Üniversitelerde çekilecek ve hayal sahipleri ile hayali gerçekleştirecekleri
buluşturan bir TV programı yayına girecek.
Liselerde konu vererek Ar-Ge çalışması yapacağımız hayal haftaları yapıyor
olacağız.Tüm bunları tek tük sponsor, aldığımız krediler ve kendi
birikimlerimizi koyarak yapan bir ekibiz. Ezgi Utan, Kevin Sezer, Günsu Sarı
benim Koç Üniversitesi’nden öğrencilerimdi. Şimdi birlikte çalışıyoruz. Koç
Üniversitesi dahil yaptığımız işe el veren akademik bir kurum yok. Ne de bize
inanıp gelin biz size destek olalım diyerek bizimle hayal kuracak bir
kurum. Ancak bakınız Einstein, Jobs, Curie hepsi zaten 9 köyden kovulmuş
hayalleri uğrunda giderken. Bizler bu konuyu sadece Türkiye’de değil Dünyada
aynı TED, WEF gibi yapmaya ve yaygınlaştırmaya kararlıyız. Bize sorduklarında
ne iş yapıyorsun diye bizler hayal peşinde koşuyoruz… Ancak bu hayallerini
dinlediğimiz ve gerçekleştirdiğimiz çocukların hayatlarına gelip bir baksınlar.

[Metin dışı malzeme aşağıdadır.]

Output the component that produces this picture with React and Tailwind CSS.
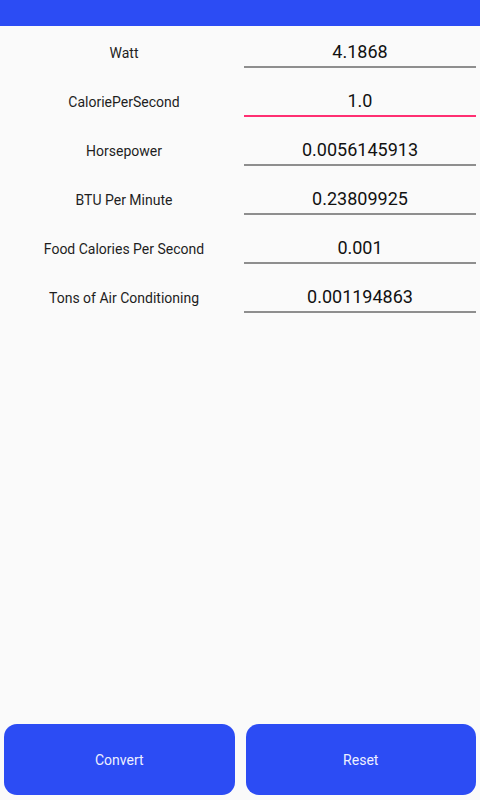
import React from "react";

const rows = [
  ["Watt", "4.1868", false],
  ["CaloriePerSecond", "1.0", true],
  ["Horsepower", "0.0056145913", false],
  ["BTU Per Minute", "0.23809925", false],
  ["Food Calories Per Second", "0.001", false],
  ["Tons of Air Conditioning", "0.001194863", false],
];

export default function App() {
  return (
    <div
      className="h-screen w-full flex flex-col bg-[#fafafa]"
      style={{ fontFamily: "Roboto, 'Liberation Sans', sans-serif" }}
    >
      <div className="h-[26px] bg-[#2c4cf4] shrink-0" />
      <div className="flex-1 flex flex-col pt-[1px]">
        {rows.map(([label, value, focused]) => (
          <div key={label} className="h-[49px] flex items-center">
            <div className="w-[244px] pl-[4px] pt-[3px] text-center text-[14px] text-[#1e1e1e]">
              {label}
            </div>
            <div
              className={
                "w-[232px] h-[32px] pt-[2px] flex items-center justify-center text-[18px] text-[#111] border-b-2 " +
                (focused ? "border-[#ff2f72]" : "border-[#8e8e8e]")
              }
            >
              {value}
            </div>
          </div>
        ))}
      </div>
      <div className="flex gap-[11px] px-[4px] pb-[5px] shrink-0">
        <button className="flex-1 h-[71px] pt-[2px] rounded-[13px] bg-[#2c4cf4] text-[#eef0ff] text-[14px]">
          Convert
        </button>
        <button className="flex-1 h-[71px] pt-[2px] rounded-[13px] bg-[#2c4cf4] text-[#eef0ff] text-[14px]">
          Reset
        </button>
      </div>
    </div>
  );
}
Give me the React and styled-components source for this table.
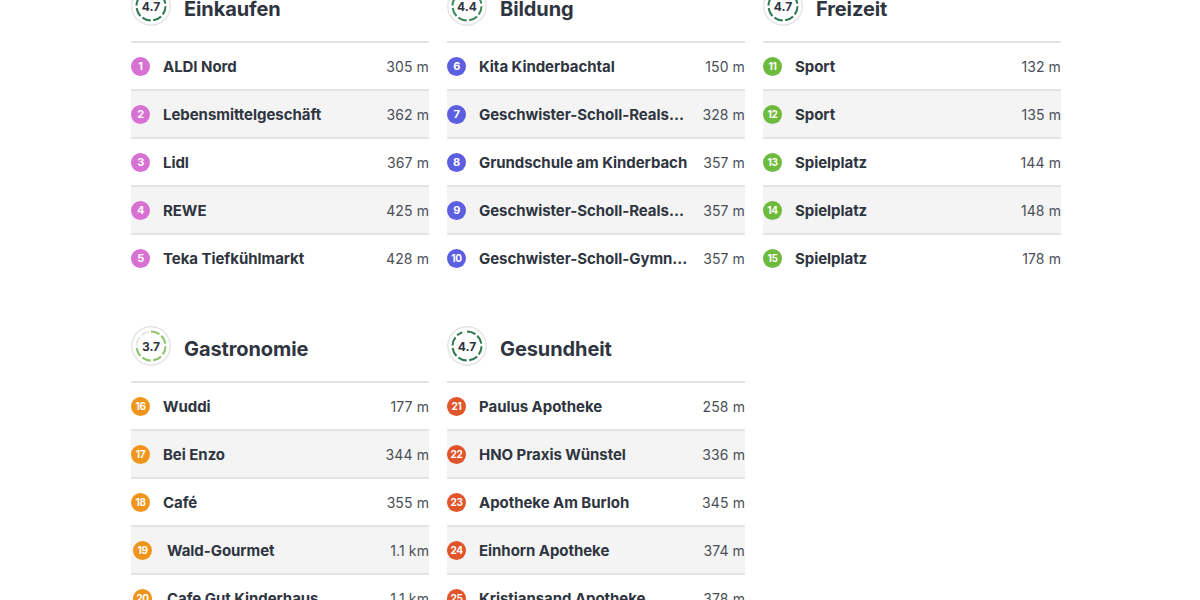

Esas somut ve zenginlik orada.
Dreamstalk olarak bugüne kadar kaç hayal dinlediniz? Kaçını
gerçekleştirme imkanı oldu?
30 bin hayal dinledik. 500 hayale sadece gücümüz yetti. Destek
olsa arkamızda yarısından fazlası gerçek olabilir halbuki.
Şuana
kadar dinlediğiniz hayaller arasında sizi en derinden etkileyen hangisi?
Bize basit gibi geliyor ama Urfa’da bir köyde 10 yaşında olan
Kadriye’nin hayali beni en derinden etkiledi. Kadriye benim hayalim pizza yemek
dedi. Ve onun sayesinde ve Eataly’den Cen Akın‘ın biz yardım ederiz demesiyle
orada 400 çocuk pizza yedi ve biz gidiyoruz diye birçok başka kuruluştan
hediyeler aldı.
İş
hayatında başarılı olmak için hayal kurmanın önemi nedir?
Buna ben cevap vermeyeyim. Bunun cevabı zaten ortada. On binlerce dolar vererek
getirilen ve dinlemek için sıra beklediğimiz konuşmacılar sadece
hayalperestler. Biyografilerini okuduğumuz kişiler de hayalperestler. Hayaliniz
kadarsınız bu dünyada.. ne diploma, ne para, ne okul… hayaliniz oluyorsunuz
nihayetinde. Muhammed Ali şöyle demiş; ”eğer hayalleriniz sizi korkutmuyorsa
yeterince büyük değil.” Bizler hayal etmediğimiz sürece korkuya, kalıplara
yenik düşüyoruz. Bunun sonucunda yeniyi üretmek, keşfetmek yerine taklit etmek,
kopya çekmek, risk almamak benzeri bir toplum olarak yaşıyoruz.